-- Stated exercise --
From the listing, collect all lines containing the word "React".

-- Dataset excerpt --
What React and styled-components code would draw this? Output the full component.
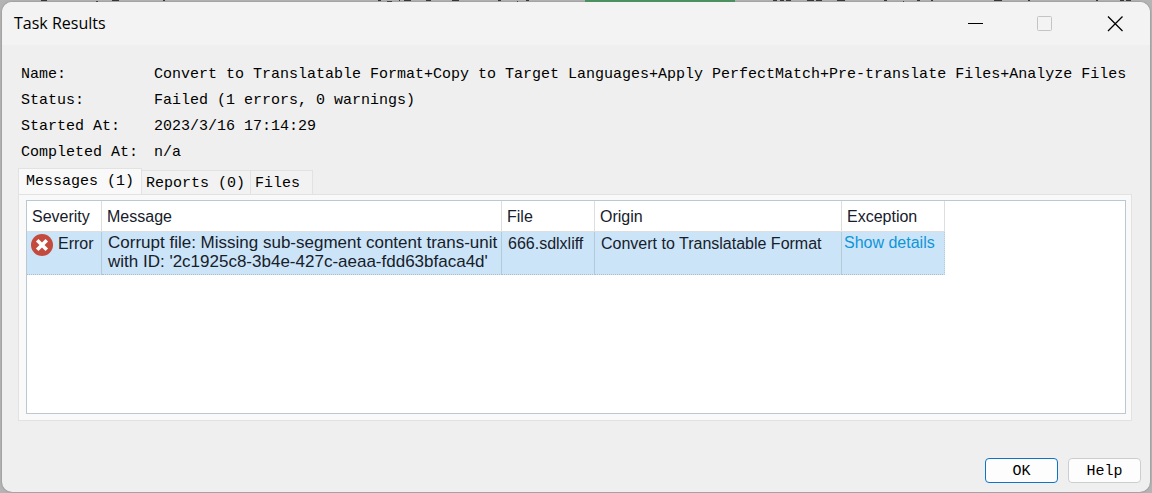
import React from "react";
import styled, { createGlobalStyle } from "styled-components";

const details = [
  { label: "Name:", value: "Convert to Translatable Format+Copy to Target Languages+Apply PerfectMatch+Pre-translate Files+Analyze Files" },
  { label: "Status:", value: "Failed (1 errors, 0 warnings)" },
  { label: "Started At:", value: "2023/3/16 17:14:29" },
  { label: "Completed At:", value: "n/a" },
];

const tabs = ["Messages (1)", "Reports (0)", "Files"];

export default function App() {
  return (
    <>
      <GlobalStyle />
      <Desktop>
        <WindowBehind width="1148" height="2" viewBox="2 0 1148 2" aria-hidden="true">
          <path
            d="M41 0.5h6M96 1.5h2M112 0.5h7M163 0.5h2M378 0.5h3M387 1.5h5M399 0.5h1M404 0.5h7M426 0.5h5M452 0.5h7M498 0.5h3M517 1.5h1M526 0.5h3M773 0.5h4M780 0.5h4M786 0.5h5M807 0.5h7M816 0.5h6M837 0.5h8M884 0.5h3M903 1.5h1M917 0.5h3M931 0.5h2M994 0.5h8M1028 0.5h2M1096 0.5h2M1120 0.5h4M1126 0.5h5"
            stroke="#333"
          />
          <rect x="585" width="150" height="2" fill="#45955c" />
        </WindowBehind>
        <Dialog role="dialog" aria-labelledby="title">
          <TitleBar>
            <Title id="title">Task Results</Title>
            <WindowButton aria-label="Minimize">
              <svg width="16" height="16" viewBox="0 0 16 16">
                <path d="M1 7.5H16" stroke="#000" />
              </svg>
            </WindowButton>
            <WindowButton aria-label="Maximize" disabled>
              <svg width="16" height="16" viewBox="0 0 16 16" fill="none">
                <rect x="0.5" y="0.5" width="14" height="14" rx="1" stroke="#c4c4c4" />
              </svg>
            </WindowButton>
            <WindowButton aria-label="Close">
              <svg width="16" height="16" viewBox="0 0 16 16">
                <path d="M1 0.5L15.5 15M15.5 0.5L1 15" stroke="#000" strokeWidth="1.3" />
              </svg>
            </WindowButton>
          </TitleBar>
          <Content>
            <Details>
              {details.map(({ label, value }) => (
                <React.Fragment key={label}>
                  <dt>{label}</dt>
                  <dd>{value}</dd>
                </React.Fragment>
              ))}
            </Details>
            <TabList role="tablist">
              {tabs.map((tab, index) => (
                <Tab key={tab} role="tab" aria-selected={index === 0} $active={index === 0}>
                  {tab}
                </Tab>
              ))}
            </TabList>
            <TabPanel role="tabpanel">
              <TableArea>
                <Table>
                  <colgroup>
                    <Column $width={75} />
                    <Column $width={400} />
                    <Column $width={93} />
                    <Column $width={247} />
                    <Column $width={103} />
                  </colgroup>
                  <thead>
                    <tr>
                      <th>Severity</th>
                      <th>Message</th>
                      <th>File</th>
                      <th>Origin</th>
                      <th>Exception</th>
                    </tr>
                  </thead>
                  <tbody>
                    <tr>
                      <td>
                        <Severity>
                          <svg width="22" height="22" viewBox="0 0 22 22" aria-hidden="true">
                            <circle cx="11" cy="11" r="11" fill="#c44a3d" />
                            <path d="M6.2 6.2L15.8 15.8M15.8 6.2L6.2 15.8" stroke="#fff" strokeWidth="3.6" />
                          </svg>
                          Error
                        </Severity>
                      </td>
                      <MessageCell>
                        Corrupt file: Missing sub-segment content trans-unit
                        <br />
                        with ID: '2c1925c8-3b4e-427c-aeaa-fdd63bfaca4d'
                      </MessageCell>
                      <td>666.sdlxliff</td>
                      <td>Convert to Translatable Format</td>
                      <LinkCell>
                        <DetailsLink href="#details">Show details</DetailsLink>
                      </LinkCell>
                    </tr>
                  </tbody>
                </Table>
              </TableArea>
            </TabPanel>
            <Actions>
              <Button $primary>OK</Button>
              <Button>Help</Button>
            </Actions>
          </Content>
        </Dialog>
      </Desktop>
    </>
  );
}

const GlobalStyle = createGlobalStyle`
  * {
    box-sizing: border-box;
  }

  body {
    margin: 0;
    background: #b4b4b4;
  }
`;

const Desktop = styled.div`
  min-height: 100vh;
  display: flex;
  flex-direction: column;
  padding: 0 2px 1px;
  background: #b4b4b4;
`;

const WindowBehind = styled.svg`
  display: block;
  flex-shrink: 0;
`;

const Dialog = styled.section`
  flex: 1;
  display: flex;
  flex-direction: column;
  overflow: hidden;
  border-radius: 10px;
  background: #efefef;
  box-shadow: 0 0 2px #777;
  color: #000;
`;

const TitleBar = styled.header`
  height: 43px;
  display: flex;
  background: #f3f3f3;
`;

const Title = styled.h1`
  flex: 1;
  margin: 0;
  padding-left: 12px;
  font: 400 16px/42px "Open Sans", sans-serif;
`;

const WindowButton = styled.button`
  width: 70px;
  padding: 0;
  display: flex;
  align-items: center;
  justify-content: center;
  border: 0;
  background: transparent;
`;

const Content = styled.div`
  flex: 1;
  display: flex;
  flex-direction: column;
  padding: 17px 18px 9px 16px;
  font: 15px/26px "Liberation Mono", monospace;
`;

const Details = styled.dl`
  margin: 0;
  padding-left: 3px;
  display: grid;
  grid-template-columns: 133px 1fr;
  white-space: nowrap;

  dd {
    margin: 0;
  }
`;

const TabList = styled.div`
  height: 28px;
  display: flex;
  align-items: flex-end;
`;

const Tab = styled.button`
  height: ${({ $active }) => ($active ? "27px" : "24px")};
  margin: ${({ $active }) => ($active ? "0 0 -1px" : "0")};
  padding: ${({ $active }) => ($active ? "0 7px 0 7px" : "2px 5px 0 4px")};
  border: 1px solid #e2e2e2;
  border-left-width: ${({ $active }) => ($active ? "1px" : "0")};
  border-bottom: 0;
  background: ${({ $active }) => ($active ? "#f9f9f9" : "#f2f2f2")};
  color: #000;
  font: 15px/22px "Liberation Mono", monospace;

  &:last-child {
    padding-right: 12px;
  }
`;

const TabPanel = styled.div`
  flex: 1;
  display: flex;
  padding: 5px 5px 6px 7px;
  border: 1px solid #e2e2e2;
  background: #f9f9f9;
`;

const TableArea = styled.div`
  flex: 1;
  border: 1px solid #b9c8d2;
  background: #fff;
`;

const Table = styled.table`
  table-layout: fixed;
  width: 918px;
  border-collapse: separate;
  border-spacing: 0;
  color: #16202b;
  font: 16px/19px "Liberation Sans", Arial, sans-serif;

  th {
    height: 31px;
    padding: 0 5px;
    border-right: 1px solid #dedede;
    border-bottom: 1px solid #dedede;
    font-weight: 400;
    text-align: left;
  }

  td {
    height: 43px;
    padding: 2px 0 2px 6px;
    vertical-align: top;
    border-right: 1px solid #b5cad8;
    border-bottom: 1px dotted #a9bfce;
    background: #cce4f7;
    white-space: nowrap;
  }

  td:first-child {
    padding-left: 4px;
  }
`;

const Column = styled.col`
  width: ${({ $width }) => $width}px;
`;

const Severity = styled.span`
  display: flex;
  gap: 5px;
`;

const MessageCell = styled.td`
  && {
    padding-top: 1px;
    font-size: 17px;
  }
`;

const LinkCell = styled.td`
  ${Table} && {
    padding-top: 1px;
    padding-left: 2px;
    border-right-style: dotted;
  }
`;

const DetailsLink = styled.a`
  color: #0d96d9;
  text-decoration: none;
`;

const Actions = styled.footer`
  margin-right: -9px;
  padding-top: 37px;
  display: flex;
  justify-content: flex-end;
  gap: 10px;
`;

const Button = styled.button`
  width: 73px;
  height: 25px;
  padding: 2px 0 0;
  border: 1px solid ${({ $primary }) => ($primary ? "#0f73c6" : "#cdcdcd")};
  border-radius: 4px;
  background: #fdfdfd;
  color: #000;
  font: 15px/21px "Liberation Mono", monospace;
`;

-- Completed task --
What React and styled-components code would draw this? Output the full component.
import React from "react";
                <React.Fragment key={label}>
                </React.Fragment>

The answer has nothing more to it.